My year-long obsession researching colleges, scholarships, and ACT & SAT prep for my 17-yeat old has culminated with her acceptance to the perfect college for her (Knox College in Galesburg, Illinois – known for its attraction of quirky kids ), but on the flipside, I haven’t practiced driving with Emily often enough to be certain she’s a safe enough driver to earn her license. Not that LA drivers generally are considerate enough to warrant a license, but I want her to be somewhat prepared for the cockfight.

I’ve spent an exorbitant amount of time behind the wheel of my minivan transporting my 13-year old social butterfly to probably two dozen Bar and Bat Mitzvahs (even though we don’t have a drop of Jewish blood in our veins – Mary is loved by all races, creeds, and religions), and more social events than a Presidential candidate campaigning for a tight seat.

Although I’ve been making it a priority to read Harry Potter to my 7-year old every night (we’re now on #4 – Harry Potter and the Goblet of Fire) my son unfortunately has received the dregs of any free time I had left, so I missed a few of his baseball games and Cub Scout activities.
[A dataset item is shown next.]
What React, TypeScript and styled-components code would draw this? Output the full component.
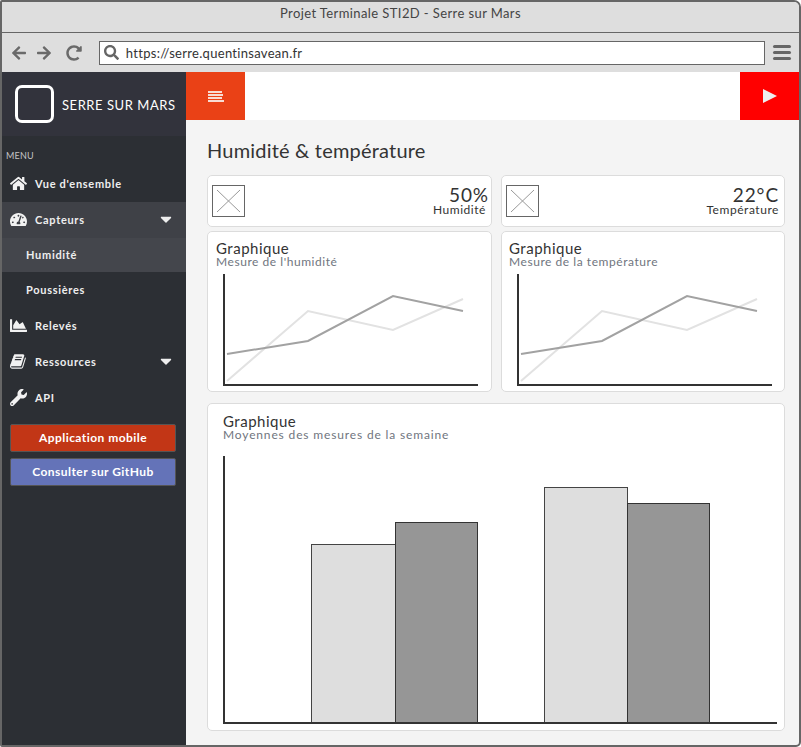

Fortunately my Prince of a Husband picked up the slack as baseball coach and Assistant Den Master and managed to be the token parent there for absolutely every event. My hubby also loves it when I mention him favorably in my blog, so I’m glad he gave me something to write about.

I still love volunteering at the kids’ schools and in the community, but there have been whole weeks when I’ve gone completely AWOL and the other very VERY busy moms, dads and community do-gooders manage to get everything done even without my indispensable help. Proof that no one – even mwah (not sure how to spell this one correctly since it’s not really a word) is irreplaceable.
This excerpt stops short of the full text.